• **DATASET SECTION**

=======

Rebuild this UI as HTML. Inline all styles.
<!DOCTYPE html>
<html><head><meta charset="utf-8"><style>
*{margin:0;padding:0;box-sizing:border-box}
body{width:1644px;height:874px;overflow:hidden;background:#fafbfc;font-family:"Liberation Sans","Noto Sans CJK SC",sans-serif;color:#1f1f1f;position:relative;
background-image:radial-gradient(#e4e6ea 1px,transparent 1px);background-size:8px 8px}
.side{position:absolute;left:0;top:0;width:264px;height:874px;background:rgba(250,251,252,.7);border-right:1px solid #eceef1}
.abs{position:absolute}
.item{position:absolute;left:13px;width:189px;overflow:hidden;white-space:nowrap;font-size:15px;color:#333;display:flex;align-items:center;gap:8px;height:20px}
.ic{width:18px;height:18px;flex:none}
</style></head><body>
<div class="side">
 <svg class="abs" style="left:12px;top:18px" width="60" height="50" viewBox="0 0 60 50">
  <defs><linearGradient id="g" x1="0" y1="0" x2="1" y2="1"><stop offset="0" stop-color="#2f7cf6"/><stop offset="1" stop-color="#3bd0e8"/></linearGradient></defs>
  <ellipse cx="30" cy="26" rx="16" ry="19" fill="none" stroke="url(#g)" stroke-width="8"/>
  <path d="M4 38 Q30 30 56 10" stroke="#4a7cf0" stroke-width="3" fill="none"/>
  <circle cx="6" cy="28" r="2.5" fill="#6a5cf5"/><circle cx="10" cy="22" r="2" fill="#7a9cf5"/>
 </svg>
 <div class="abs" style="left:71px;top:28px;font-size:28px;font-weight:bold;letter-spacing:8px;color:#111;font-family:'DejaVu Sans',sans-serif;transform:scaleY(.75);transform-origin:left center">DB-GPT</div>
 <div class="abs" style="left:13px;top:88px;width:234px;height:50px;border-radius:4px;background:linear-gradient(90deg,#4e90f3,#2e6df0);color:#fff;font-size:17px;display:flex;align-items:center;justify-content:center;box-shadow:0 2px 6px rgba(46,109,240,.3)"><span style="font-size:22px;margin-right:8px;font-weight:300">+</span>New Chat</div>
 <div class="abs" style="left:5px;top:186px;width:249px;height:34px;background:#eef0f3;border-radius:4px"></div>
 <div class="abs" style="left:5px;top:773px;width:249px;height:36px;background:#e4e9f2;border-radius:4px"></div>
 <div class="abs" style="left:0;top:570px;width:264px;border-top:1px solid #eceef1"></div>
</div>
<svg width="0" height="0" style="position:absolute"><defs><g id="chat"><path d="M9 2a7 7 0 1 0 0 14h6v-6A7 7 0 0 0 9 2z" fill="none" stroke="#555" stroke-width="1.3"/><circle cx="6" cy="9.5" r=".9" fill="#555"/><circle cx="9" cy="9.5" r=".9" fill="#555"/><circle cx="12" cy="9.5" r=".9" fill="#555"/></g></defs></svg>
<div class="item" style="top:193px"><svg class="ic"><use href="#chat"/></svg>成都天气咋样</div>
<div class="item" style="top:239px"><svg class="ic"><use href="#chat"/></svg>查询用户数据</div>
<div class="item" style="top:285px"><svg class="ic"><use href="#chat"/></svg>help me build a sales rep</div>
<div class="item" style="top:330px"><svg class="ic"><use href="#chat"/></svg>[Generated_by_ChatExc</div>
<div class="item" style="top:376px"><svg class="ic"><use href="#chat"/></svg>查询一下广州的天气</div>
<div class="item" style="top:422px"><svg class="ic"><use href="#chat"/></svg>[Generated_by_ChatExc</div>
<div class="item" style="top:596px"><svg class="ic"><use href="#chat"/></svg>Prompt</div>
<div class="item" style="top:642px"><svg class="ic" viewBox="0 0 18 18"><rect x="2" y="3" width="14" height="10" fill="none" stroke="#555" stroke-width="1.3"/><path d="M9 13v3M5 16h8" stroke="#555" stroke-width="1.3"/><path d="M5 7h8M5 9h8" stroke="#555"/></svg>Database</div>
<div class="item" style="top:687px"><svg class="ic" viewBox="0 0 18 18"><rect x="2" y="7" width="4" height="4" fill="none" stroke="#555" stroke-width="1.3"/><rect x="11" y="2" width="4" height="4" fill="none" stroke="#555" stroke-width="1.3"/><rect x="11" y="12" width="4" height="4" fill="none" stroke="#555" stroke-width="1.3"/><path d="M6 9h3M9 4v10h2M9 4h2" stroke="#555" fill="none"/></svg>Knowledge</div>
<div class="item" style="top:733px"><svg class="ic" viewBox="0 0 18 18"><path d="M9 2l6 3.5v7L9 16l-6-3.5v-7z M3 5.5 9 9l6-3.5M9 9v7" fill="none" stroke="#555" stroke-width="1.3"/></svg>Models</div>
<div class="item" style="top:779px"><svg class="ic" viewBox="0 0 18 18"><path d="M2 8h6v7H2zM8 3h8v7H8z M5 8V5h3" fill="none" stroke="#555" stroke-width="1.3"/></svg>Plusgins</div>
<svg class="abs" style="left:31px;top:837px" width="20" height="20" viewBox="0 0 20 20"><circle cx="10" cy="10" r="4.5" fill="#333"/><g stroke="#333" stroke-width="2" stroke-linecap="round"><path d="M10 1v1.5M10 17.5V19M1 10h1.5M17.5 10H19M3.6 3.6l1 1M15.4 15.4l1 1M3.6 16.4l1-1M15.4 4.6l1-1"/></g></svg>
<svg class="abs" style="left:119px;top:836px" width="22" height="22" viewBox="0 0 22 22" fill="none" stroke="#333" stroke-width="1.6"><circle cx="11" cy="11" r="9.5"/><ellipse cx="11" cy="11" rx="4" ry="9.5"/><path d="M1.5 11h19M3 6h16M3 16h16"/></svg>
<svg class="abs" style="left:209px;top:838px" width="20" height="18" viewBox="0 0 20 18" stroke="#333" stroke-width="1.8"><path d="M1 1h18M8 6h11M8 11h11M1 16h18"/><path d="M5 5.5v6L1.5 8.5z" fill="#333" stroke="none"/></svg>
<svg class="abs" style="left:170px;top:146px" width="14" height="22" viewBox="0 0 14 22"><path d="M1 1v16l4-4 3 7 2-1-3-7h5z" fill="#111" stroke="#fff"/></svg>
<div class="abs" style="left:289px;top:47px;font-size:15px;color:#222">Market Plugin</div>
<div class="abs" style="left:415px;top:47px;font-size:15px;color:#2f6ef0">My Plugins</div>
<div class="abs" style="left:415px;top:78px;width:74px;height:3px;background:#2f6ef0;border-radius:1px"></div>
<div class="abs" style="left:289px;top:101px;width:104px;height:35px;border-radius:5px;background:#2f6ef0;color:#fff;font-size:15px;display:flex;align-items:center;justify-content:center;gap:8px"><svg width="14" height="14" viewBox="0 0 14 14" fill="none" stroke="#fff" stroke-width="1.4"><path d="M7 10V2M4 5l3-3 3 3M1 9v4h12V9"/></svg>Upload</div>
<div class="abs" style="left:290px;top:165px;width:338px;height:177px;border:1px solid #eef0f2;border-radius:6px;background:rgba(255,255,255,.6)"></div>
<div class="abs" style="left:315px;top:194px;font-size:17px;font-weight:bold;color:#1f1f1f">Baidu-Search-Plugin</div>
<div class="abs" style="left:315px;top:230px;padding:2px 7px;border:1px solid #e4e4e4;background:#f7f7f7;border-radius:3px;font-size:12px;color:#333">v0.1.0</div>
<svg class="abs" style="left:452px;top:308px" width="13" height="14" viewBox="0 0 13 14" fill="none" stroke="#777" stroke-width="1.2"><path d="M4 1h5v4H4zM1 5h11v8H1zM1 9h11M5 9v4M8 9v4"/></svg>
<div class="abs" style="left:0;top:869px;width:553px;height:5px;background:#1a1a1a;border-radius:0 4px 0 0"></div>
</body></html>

=======

• **SET EXERCISE**
Write the material out again word for word.

• **FULL SOLUTION**
Rebuild this UI as HTML. Inline all styles.
<!DOCTYPE html>
<html><head><meta charset="utf-8"><style>
*{margin:0;padding:0;box-sizing:border-box}
body{width:1644px;height:874px;overflow:hidden;background:#fafbfc;font-family:"Liberation Sans","Noto Sans CJK SC",sans-serif;color:#1f1f1f;position:relative;
background-image:radial-gradient(#e4e6ea 1px,transparent 1px);background-size:8px 8px}
.side{position:absolute;left:0;top:0;width:264px;height:874px;background:rgba(250,251,252,.7);border-right:1px solid #eceef1}
.abs{position:absolute}
.item{position:absolute;left:13px;width:189px;overflow:hidden;white-space:nowrap;font-size:15px;color:#333;display:flex;align-items:center;gap:8px;height:20px}
.ic{width:18px;height:18px;flex:none}
</style></head><body>
<div class="side">
 <svg class="abs" style="left:12px;top:18px" width="60" height="50" viewBox="0 0 60 50">
  <defs><linearGradient id="g" x1="0" y1="0" x2="1" y2="1"><stop offset="0" stop-color="#2f7cf6"/><stop offset="1" stop-color="#3bd0e8"/></linearGradient></defs>
  <ellipse cx="30" cy="26" rx="16" ry="19" fill="none" stroke="url(#g)" stroke-width="8"/>
  <path d="M4 38 Q30 30 56 10" stroke="#4a7cf0" stroke-width="3" fill="none"/>
  <circle cx="6" cy="28" r="2.5" fill="#6a5cf5"/><circle cx="10" cy="22" r="2" fill="#7a9cf5"/>
 </svg>
 <div class="abs" style="left:71px;top:28px;font-size:28px;font-weight:bold;letter-spacing:8px;color:#111;font-family:'DejaVu Sans',sans-serif;transform:scaleY(.75);transform-origin:left center">DB-GPT</div>
 <div class="abs" style="left:13px;top:88px;width:234px;height:50px;border-radius:4px;background:linear-gradient(90deg,#4e90f3,#2e6df0);color:#fff;font-size:17px;display:flex;align-items:center;justify-content:center;box-shadow:0 2px 6px rgba(46,109,240,.3)"><span style="font-size:22px;margin-right:8px;font-weight:300">+</span>New Chat</div>
 <div class="abs" style="left:5px;top:186px;width:249px;height:34px;background:#eef0f3;border-radius:4px"></div>
 <div class="abs" style="left:5px;top:773px;width:249px;height:36px;background:#e4e9f2;border-radius:4px"></div>
 <div class="abs" style="left:0;top:570px;width:264px;border-top:1px solid #eceef1"></div>
</div>
<svg width="0" height="0" style="position:absolute"><defs><g id="chat"><path d="M9 2a7 7 0 1 0 0 14h6v-6A7 7 0 0 0 9 2z" fill="none" stroke="#555" stroke-width="1.3"/><circle cx="6" cy="9.5" r=".9" fill="#555"/><circle cx="9" cy="9.5" r=".9" fill="#555"/><circle cx="12" cy="9.5" r=".9" fill="#555"/></g></defs></svg>
<div class="item" style="top:193px"><svg class="ic"><use href="#chat"/></svg>成都天气咋样</div>
<div class="item" style="top:239px"><svg class="ic"><use href="#chat"/></svg>查询用户数据</div>
<div class="item" style="top:285px"><svg class="ic"><use href="#chat"/></svg>help me build a sales rep</div>
<div class="item" style="top:330px"><svg class="ic"><use href="#chat"/></svg>[Generated_by_ChatExc</div>
<div class="item" style="top:376px"><svg class="ic"><use href="#chat"/></svg>查询一下广州的天气</div>
<div class="item" style="top:422px"><svg class="ic"><use href="#chat"/></svg>[Generated_by_ChatExc</div>
<div class="item" style="top:596px"><svg class="ic"><use href="#chat"/></svg>Prompt</div>
<div class="item" style="top:642px"><svg class="ic" viewBox="0 0 18 18"><rect x="2" y="3" width="14" height="10" fill="none" stroke="#555" stroke-width="1.3"/><path d="M9 13v3M5 16h8" stroke="#555" stroke-width="1.3"/><path d="M5 7h8M5 9h8" stroke="#555"/></svg>Database</div>
<div class="item" style="top:687px"><svg class="ic" viewBox="0 0 18 18"><rect x="2" y="7" width="4" height="4" fill="none" stroke="#555" stroke-width="1.3"/><rect x="11" y="2" width="4" height="4" fill="none" stroke="#555" stroke-width="1.3"/><rect x="11" y="12" width="4" height="4" fill="none" stroke="#555" stroke-width="1.3"/><path d="M6 9h3M9 4v10h2M9 4h2" stroke="#555" fill="none"/></svg>Knowledge</div>
<div class="item" style="top:733px"><svg class="ic" viewBox="0 0 18 18"><path d="M9 2l6 3.5v7L9 16l-6-3.5v-7z M3 5.5 9 9l6-3.5M9 9v7" fill="none" stroke="#555" stroke-width="1.3"/></svg>Models</div>
<div class="item" style="top:779px"><svg class="ic" viewBox="0 0 18 18"><path d="M2 8h6v7H2zM8 3h8v7H8z M5 8V5h3" fill="none" stroke="#555" stroke-width="1.3"/></svg>Plusgins</div>
<svg class="abs" style="left:31px;top:837px" width="20" height="20" viewBox="0 0 20 20"><circle cx="10" cy="10" r="4.5" fill="#333"/><g stroke="#333" stroke-width="2" stroke-linecap="round"><path d="M10 1v1.5M10 17.5V19M1 10h1.5M17.5 10H19M3.6 3.6l1 1M15.4 15.4l1 1M3.6 16.4l1-1M15.4 4.6l1-1"/></g></svg>
<svg class="abs" style="left:119px;top:836px" width="22" height="22" viewBox="0 0 22 22" fill="none" stroke="#333" stroke-width="1.6"><circle cx="11" cy="11" r="9.5"/><ellipse cx="11" cy="11" rx="4" ry="9.5"/><path d="M1.5 11h19M3 6h16M3 16h16"/></svg>
<svg class="abs" style="left:209px;top:838px" width="20" height="18" viewBox="0 0 20 18" stroke="#333" stroke-width="1.8"><path d="M1 1h18M8 6h11M8 11h11M1 16h18"/><path d="M5 5.5v6L1.5 8.5z" fill="#333" stroke="none"/></svg>
<svg class="abs" style="left:170px;top:146px" width="14" height="22" viewBox="0 0 14 22"><path d="M1 1v16l4-4 3 7 2-1-3-7h5z" fill="#111" stroke="#fff"/></svg>
<div class="abs" style="left:289px;top:47px;font-size:15px;color:#222">Market Plugin</div>
<div class="abs" style="left:415px;top:47px;font-size:15px;color:#2f6ef0">My Plugins</div>
<div class="abs" style="left:415px;top:78px;width:74px;height:3px;background:#2f6ef0;border-radius:1px"></div>
<div class="abs" style="left:289px;top:101px;width:104px;height:35px;border-radius:5px;background:#2f6ef0;color:#fff;font-size:15px;display:flex;align-items:center;justify-content:center;gap:8px"><svg width="14" height="14" viewBox="0 0 14 14" fill="none" stroke="#fff" stroke-width="1.4"><path d="M7 10V2M4 5l3-3 3 3M1 9v4h12V9"/></svg>Upload</div>
<div class="abs" style="left:290px;top:165px;width:338px;height:177px;border:1px solid #eef0f2;border-radius:6px;background:rgba(255,255,255,.6)"></div>
<div class="abs" style="left:315px;top:194px;font-size:17px;font-weight:bold;color:#1f1f1f">Baidu-Search-Plugin</div>
<div class="abs" style="left:315px;top:230px;padding:2px 7px;border:1px solid #e4e4e4;background:#f7f7f7;border-radius:3px;font-size:12px;color:#333">v0.1.0</div>
<svg class="abs" style="left:452px;top:308px" width="13" height="14" viewBox="0 0 13 14" fill="none" stroke="#777" stroke-width="1.2"><path d="M4 1h5v4H4zM1 5h11v8H1zM1 9h11M5 9v4M8 9v4"/></svg>
<div class="abs" style="left:0;top:869px;width:553px;height:5px;background:#1a1a1a;border-radius:0 4px 0 0"></div>
</body></html>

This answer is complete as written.